### Task
Extract each line containing the string "styles".

### Recorded information
====

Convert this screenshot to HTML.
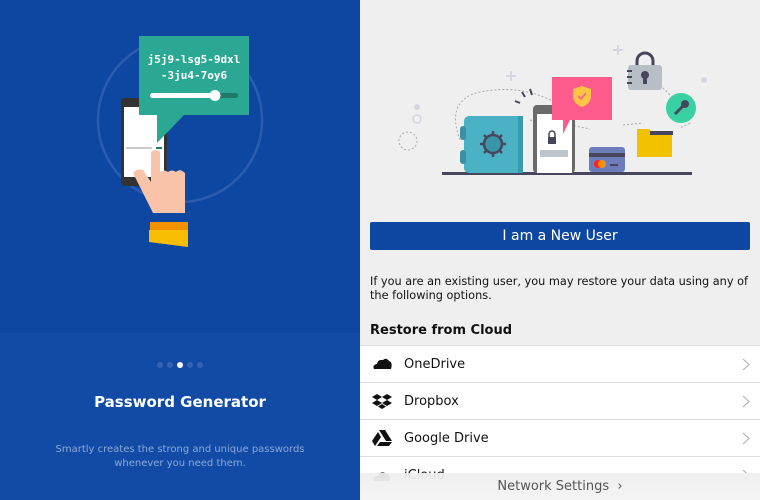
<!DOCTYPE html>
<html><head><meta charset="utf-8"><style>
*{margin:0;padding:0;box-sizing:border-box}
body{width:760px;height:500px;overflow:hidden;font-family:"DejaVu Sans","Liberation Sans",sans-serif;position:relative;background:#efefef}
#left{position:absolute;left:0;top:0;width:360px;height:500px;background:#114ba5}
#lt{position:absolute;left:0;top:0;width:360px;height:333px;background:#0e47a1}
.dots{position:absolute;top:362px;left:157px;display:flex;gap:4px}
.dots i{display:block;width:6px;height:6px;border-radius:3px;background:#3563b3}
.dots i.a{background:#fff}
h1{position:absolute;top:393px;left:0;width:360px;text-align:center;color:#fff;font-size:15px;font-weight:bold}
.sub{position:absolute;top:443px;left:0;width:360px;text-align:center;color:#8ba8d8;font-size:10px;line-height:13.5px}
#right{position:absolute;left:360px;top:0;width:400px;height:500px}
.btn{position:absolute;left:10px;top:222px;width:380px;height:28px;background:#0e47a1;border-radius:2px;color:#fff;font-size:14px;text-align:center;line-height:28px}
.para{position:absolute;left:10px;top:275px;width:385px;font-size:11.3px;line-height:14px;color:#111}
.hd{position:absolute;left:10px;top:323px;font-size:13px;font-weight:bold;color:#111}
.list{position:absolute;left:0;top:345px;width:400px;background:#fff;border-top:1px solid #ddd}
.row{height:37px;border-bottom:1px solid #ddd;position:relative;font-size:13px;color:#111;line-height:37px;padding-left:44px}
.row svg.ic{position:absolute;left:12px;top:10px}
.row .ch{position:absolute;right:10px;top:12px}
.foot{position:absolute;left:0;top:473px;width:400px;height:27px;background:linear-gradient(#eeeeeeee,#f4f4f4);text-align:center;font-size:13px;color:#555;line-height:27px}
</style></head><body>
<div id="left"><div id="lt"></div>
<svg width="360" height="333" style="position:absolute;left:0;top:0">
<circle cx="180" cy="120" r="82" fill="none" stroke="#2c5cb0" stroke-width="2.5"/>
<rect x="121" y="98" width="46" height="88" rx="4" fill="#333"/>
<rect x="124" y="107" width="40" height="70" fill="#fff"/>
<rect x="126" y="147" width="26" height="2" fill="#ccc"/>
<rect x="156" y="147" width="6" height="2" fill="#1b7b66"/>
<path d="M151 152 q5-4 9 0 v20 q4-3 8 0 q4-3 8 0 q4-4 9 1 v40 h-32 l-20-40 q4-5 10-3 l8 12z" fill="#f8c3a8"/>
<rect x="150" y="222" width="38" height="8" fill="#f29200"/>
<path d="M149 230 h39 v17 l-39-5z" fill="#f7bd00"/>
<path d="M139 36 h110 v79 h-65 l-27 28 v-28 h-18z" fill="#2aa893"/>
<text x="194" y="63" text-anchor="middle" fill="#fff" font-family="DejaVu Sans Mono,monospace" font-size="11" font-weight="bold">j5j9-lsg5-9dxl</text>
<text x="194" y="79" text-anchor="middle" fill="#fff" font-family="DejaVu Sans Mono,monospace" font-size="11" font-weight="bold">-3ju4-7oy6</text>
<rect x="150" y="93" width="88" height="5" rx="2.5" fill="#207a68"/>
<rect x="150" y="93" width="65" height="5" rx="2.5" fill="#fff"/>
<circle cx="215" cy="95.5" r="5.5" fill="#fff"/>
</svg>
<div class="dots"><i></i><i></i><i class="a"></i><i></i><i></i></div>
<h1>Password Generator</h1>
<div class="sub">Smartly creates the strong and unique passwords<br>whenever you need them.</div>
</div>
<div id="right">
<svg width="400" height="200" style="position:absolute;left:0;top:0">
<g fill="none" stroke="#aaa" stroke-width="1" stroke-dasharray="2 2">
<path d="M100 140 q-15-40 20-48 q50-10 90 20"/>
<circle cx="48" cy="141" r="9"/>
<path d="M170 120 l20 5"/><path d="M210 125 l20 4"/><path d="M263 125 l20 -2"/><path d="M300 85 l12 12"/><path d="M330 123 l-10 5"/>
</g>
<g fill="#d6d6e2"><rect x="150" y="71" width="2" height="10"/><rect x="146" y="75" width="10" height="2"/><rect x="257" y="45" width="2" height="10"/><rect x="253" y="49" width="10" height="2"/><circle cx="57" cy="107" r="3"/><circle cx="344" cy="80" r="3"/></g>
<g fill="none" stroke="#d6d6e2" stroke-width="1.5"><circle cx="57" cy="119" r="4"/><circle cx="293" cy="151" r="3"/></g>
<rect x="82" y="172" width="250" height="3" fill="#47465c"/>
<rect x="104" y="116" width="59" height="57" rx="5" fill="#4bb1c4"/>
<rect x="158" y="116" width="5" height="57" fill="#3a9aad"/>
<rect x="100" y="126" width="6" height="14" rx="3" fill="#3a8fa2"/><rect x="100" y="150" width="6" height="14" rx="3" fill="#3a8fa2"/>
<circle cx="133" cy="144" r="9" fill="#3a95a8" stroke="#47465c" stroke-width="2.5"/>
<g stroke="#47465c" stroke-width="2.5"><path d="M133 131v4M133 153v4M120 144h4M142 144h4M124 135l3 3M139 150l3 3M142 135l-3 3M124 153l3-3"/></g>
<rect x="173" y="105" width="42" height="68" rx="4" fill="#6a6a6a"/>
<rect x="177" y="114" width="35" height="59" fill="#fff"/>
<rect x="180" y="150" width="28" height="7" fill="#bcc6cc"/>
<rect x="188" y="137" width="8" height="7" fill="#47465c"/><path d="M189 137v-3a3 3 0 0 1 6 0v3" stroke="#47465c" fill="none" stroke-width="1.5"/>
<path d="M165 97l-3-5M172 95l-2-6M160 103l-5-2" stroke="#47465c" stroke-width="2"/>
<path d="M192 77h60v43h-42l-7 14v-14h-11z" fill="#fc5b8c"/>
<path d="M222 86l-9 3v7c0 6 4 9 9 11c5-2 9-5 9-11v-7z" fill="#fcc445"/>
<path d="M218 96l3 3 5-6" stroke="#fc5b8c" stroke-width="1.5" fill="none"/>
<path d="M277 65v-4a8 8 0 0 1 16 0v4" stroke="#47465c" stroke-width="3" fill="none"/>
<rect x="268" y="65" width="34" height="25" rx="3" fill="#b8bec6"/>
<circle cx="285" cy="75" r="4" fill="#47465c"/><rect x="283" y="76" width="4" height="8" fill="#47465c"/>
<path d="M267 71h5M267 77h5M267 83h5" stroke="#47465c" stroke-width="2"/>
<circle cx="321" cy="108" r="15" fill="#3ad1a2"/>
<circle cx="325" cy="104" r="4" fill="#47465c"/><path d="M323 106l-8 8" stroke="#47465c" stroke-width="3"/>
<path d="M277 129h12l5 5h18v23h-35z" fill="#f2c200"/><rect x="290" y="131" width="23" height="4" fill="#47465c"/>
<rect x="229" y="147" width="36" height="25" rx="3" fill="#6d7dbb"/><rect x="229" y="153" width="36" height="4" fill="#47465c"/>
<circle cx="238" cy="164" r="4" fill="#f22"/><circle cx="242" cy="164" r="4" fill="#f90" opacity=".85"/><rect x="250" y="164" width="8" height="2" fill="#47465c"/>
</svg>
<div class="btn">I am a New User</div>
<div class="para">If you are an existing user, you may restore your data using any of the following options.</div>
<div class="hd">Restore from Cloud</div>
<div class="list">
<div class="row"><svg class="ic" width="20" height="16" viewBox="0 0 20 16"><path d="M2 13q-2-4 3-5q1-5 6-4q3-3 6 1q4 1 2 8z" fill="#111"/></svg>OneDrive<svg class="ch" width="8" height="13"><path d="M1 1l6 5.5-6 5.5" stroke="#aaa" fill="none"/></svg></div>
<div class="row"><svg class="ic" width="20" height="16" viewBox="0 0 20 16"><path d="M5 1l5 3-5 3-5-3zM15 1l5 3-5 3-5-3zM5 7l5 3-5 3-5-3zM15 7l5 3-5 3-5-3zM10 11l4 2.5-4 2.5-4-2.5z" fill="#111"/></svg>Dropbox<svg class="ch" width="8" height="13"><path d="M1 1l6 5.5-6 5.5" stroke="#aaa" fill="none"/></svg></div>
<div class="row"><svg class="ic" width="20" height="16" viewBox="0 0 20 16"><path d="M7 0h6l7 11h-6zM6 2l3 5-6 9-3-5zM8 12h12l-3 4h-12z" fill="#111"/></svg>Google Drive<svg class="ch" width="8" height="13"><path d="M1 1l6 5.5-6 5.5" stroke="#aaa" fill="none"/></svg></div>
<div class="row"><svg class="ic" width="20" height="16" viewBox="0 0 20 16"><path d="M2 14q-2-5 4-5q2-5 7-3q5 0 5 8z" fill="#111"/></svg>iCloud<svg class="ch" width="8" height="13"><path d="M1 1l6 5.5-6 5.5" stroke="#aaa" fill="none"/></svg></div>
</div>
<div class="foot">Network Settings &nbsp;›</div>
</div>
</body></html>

====

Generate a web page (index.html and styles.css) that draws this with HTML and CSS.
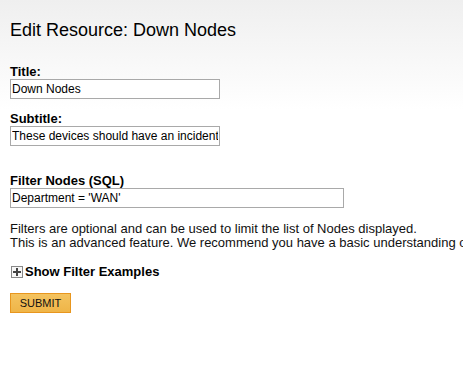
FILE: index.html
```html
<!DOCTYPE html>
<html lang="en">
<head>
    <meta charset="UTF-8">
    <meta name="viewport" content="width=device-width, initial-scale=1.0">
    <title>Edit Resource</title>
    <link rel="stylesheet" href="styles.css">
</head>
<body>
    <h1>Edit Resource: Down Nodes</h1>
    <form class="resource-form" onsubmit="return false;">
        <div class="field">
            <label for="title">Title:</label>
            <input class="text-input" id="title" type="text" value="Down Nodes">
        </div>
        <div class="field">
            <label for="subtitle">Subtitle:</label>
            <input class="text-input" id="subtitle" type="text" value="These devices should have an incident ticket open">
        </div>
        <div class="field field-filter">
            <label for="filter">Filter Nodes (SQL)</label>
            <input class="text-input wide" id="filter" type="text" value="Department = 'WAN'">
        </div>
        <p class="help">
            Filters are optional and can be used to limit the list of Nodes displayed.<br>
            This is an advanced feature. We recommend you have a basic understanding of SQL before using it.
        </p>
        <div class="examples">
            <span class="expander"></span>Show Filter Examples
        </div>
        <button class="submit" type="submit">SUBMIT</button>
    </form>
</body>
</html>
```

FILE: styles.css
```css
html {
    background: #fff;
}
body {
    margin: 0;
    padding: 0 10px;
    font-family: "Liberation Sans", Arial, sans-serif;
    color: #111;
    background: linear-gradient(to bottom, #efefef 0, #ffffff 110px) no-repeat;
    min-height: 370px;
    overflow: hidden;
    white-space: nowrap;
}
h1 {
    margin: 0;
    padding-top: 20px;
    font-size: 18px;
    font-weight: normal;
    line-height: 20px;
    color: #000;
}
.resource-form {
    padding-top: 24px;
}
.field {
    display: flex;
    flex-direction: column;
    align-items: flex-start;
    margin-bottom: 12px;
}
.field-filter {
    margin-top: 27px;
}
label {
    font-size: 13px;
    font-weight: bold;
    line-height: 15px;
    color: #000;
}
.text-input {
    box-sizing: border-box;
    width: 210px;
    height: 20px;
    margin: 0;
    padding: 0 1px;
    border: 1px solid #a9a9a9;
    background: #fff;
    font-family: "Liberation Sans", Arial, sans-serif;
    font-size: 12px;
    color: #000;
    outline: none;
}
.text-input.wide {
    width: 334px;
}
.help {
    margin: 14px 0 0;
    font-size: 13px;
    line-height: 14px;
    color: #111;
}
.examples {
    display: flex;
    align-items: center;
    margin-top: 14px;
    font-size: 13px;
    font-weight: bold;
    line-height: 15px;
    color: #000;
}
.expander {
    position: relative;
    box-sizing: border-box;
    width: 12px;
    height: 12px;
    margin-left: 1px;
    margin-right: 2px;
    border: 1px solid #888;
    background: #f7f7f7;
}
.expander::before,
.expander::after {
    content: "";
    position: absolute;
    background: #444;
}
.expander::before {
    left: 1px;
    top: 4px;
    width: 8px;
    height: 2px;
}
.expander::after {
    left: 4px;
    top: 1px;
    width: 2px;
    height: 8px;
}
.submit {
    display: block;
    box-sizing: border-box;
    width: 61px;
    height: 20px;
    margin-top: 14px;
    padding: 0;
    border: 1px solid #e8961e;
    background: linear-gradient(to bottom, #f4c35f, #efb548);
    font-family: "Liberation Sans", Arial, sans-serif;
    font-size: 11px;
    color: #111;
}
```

====

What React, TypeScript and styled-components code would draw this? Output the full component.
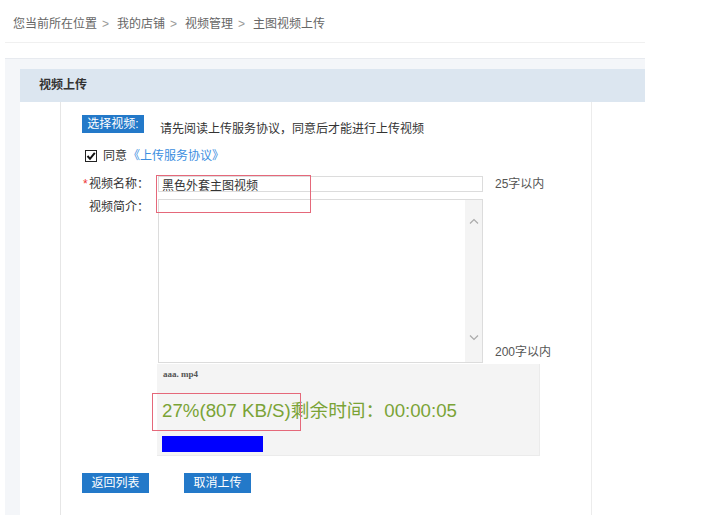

====

### Solution to the exercise
Generate a web page (index.html and styles.css) that draws this with HTML and CSS.
    <link rel="stylesheet" href="styles.css">
FILE: styles.css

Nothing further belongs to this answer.